Show all lines from the listing below that contain "React".

[Start of Data section]

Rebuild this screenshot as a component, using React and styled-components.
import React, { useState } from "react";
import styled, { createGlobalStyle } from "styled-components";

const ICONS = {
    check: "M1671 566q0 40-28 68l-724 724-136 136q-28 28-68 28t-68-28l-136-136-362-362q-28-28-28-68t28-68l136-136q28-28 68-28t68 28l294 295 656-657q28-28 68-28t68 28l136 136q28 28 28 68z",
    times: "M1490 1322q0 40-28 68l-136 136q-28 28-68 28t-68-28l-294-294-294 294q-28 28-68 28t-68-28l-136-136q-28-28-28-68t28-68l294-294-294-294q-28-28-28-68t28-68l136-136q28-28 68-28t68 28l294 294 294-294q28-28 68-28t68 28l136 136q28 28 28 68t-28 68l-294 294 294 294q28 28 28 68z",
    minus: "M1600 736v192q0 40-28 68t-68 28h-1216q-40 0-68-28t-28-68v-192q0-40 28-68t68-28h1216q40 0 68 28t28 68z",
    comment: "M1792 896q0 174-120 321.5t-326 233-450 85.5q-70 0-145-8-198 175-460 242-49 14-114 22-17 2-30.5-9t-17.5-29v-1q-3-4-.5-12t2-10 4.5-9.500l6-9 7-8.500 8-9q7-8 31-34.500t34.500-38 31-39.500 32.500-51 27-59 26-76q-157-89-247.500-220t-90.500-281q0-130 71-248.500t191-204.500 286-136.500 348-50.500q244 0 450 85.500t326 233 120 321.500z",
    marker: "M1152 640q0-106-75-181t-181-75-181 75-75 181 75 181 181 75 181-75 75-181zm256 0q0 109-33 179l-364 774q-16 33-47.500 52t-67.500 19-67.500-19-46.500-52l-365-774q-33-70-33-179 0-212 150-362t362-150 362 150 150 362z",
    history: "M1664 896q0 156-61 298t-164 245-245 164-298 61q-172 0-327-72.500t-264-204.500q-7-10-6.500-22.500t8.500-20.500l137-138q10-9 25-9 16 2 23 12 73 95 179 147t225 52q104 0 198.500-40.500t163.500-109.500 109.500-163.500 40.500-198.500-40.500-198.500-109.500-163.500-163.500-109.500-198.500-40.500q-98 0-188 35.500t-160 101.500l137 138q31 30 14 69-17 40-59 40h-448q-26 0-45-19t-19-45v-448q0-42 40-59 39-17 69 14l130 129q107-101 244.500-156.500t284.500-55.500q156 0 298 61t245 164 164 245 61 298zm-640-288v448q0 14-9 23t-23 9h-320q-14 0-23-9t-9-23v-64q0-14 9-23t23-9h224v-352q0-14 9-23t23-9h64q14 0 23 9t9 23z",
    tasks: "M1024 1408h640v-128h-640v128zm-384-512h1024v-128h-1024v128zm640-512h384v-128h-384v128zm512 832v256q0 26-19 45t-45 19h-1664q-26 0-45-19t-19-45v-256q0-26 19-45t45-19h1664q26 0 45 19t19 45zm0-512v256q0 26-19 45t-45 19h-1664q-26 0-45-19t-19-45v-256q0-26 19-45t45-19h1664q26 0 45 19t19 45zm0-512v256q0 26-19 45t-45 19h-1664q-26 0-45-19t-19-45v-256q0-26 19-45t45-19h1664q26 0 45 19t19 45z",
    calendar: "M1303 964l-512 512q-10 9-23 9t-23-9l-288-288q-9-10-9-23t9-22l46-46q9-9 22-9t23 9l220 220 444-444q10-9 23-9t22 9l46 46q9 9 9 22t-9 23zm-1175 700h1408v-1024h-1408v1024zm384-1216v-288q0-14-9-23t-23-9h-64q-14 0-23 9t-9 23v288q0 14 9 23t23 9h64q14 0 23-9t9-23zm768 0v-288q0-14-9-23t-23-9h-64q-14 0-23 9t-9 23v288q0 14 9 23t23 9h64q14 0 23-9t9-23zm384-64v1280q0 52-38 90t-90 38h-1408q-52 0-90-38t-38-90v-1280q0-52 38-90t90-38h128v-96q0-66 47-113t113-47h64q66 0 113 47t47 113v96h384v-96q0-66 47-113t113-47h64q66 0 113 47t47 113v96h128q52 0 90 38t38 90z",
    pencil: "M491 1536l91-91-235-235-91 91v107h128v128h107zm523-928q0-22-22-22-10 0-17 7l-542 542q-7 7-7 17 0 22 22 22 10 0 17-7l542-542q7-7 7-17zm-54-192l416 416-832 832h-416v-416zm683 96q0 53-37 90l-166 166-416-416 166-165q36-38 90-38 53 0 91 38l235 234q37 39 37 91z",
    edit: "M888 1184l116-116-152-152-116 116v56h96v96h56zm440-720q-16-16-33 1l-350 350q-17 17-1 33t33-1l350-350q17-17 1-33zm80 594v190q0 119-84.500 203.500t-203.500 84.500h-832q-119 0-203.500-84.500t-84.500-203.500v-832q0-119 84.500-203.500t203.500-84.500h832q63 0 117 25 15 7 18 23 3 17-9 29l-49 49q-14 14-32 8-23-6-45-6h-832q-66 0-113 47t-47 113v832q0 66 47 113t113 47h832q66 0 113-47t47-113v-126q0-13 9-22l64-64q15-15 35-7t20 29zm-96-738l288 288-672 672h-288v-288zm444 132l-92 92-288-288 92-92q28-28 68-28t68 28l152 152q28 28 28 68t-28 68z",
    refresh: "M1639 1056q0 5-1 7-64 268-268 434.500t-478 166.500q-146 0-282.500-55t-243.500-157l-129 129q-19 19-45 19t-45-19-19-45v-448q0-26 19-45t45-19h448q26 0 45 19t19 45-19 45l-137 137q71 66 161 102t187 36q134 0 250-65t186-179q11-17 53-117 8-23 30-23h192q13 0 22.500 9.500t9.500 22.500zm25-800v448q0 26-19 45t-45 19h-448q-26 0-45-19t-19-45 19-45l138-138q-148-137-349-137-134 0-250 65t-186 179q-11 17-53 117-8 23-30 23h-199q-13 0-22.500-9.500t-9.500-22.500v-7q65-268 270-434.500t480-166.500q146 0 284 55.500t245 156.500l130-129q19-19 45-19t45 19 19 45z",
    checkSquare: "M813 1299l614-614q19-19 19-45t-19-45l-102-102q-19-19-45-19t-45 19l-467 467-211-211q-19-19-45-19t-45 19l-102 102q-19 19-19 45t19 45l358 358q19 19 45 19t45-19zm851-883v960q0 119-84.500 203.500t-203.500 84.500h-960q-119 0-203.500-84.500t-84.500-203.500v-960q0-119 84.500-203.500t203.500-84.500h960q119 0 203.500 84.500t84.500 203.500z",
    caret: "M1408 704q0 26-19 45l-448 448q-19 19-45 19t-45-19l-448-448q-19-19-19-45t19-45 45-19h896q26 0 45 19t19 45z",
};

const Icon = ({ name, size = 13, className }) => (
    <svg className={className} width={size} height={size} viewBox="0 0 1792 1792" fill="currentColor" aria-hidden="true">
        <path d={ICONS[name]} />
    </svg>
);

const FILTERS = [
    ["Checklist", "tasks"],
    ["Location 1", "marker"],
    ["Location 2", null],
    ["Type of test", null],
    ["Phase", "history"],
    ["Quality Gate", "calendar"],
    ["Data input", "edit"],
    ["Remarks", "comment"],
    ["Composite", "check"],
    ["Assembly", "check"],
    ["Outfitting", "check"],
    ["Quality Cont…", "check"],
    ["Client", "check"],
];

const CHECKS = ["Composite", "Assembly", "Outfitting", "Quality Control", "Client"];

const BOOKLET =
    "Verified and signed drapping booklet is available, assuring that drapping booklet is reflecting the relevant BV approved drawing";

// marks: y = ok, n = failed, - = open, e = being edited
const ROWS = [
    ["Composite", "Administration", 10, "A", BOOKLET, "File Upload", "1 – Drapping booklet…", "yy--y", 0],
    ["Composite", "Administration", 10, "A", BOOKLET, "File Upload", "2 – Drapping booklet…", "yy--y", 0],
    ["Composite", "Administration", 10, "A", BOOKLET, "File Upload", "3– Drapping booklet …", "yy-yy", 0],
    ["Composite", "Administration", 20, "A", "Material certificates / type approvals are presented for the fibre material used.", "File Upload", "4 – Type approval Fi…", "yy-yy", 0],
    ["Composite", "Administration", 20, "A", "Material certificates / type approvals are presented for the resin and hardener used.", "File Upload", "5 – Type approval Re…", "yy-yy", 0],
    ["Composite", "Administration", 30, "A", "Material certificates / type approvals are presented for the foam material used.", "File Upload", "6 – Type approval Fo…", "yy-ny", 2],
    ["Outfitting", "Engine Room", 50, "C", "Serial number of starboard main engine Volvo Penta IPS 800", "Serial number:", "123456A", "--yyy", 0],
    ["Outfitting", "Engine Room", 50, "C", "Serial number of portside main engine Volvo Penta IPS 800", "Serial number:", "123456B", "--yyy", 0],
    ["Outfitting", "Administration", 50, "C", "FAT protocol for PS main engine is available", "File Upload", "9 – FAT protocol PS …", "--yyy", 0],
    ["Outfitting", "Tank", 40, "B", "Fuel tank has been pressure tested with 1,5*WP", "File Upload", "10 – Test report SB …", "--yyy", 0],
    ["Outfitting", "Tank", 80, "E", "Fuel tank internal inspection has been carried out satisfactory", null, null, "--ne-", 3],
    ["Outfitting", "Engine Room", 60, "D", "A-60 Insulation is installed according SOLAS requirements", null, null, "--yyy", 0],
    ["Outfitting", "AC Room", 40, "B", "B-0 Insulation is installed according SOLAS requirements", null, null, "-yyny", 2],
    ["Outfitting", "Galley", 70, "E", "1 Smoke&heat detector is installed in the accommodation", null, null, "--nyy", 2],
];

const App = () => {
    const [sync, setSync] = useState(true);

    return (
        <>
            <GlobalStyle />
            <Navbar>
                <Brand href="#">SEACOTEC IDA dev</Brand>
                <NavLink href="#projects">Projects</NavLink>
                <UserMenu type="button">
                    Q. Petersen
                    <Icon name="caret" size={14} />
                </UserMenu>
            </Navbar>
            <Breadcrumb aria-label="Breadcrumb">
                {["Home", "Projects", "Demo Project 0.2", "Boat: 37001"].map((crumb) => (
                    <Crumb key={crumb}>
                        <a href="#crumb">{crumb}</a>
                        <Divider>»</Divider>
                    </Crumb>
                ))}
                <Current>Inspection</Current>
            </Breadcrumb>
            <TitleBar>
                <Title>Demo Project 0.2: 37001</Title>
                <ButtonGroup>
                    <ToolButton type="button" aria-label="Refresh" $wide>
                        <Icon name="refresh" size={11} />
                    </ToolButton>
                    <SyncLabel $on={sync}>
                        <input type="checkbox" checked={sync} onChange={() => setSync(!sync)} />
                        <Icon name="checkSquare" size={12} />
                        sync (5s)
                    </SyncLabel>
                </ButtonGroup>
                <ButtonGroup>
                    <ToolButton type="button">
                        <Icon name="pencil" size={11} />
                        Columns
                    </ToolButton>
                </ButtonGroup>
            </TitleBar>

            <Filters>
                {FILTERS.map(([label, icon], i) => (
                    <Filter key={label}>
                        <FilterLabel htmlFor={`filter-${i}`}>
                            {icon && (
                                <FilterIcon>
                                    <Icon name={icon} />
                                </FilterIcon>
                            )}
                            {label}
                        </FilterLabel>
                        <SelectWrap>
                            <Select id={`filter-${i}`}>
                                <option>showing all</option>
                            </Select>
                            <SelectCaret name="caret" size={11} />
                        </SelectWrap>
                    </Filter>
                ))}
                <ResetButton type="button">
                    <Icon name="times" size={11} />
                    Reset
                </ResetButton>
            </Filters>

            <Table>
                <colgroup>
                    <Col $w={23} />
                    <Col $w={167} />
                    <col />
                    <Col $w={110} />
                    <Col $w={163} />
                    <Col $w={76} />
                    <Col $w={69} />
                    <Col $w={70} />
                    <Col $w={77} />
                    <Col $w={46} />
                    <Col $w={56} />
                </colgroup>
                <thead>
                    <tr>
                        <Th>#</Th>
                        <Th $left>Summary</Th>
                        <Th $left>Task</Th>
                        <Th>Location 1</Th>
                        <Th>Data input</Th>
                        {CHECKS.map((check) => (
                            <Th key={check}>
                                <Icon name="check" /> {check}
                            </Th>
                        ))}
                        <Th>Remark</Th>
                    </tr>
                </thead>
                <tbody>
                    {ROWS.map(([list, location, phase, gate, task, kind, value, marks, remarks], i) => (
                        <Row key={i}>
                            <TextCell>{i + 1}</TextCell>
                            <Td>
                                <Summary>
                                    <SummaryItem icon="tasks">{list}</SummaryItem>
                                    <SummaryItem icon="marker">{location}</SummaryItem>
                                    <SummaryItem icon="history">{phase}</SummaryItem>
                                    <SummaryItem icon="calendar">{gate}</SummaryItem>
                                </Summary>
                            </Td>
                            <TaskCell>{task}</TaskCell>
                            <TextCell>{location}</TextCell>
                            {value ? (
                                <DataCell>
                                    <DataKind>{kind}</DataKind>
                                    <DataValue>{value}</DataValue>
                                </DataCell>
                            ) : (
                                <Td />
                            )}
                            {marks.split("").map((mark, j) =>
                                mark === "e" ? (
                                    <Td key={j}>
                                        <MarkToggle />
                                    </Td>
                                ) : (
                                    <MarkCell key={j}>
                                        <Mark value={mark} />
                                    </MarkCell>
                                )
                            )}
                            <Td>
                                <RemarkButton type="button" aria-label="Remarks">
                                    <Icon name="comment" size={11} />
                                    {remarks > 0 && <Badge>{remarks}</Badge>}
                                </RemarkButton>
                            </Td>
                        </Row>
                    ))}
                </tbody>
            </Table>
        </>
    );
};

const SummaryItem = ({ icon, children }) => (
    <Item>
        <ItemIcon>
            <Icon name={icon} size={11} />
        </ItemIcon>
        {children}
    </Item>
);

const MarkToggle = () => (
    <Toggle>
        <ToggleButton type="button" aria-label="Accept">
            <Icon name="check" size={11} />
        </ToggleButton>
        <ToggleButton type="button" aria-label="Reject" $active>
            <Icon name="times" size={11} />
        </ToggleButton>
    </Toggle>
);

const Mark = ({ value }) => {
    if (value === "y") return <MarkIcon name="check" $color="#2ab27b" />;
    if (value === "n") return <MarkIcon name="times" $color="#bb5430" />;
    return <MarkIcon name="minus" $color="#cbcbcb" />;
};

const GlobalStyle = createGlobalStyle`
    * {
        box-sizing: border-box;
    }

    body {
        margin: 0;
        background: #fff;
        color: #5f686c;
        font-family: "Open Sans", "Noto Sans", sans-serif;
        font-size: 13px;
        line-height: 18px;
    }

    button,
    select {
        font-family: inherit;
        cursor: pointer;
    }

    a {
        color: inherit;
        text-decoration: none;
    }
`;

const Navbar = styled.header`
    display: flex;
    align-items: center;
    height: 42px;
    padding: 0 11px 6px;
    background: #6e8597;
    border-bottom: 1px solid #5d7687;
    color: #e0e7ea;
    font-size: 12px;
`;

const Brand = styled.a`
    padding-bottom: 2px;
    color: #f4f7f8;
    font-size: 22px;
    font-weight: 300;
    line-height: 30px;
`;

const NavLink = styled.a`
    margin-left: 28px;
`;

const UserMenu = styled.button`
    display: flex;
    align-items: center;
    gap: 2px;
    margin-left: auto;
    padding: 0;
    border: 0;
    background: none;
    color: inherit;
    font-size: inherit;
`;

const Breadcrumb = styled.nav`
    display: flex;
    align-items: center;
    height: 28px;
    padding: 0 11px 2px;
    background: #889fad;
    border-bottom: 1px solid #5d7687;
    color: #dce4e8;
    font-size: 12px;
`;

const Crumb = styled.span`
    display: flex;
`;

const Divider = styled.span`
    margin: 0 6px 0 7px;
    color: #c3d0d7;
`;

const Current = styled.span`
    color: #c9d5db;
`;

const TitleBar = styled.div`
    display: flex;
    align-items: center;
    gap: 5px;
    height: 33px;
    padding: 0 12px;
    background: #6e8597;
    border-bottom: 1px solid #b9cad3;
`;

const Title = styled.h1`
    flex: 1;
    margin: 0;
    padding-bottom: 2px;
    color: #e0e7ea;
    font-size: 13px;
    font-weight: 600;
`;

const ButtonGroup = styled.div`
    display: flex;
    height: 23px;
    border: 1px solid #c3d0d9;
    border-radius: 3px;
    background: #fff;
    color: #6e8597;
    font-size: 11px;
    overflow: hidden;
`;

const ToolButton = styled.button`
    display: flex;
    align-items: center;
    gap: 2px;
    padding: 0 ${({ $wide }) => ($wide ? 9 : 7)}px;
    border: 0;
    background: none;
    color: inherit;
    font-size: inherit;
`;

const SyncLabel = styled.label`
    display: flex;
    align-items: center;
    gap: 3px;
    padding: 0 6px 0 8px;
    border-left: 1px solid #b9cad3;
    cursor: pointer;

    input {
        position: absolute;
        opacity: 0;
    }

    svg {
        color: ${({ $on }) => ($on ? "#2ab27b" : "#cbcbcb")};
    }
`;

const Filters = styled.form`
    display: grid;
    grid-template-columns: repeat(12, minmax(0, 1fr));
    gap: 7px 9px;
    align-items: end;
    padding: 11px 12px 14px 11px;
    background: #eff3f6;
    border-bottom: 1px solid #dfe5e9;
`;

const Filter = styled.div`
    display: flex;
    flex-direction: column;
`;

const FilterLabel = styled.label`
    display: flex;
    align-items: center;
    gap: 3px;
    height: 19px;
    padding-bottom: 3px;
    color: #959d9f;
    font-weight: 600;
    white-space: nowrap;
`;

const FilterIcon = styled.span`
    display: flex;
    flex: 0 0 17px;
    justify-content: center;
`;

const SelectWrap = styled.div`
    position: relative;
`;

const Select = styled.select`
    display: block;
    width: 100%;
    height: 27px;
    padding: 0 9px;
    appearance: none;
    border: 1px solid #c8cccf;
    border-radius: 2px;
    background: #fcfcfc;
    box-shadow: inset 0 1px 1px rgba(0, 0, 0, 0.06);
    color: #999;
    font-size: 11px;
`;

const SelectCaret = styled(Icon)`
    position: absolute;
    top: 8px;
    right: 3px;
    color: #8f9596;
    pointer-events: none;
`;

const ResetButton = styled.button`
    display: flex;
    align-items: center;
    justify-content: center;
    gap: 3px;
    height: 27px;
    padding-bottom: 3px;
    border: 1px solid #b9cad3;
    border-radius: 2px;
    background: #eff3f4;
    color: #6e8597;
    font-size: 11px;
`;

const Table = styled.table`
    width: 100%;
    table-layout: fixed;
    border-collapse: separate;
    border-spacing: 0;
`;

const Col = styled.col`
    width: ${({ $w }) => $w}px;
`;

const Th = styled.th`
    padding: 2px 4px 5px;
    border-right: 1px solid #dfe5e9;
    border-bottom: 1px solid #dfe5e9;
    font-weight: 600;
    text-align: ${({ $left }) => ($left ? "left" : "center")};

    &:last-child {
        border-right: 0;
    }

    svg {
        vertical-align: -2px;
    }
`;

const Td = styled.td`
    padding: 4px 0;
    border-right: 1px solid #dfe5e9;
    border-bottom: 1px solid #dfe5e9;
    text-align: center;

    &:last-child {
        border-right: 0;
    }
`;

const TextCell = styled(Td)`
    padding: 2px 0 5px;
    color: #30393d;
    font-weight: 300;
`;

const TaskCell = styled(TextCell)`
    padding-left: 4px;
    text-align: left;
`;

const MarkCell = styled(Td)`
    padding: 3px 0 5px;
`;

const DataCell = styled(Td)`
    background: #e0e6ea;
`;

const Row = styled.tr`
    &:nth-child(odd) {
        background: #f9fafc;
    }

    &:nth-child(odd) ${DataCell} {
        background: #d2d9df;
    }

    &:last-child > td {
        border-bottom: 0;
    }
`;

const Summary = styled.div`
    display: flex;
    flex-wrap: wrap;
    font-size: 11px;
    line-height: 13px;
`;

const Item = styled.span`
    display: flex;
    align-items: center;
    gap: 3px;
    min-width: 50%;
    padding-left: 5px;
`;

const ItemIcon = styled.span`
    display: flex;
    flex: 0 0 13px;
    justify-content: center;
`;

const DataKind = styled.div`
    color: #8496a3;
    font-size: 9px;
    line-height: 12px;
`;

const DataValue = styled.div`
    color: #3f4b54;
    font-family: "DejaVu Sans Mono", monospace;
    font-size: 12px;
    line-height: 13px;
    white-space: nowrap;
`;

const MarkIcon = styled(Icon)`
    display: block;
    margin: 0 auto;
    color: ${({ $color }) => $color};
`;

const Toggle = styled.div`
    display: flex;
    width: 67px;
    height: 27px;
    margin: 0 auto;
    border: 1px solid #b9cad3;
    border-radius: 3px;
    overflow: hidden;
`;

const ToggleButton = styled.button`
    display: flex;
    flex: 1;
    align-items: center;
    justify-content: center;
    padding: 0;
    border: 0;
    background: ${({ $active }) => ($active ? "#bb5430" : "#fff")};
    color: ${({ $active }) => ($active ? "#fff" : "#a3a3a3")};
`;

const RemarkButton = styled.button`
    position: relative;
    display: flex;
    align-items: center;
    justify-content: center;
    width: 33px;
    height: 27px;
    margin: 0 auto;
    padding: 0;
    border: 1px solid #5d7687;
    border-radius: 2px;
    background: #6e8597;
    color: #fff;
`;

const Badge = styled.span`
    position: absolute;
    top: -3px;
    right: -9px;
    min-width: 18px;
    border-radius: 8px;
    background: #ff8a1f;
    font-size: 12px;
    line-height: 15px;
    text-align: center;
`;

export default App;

[End of Data section]

_Full answer_:
Rebuild this screenshot as a component, using React and styled-components.
import React, { useState } from "react";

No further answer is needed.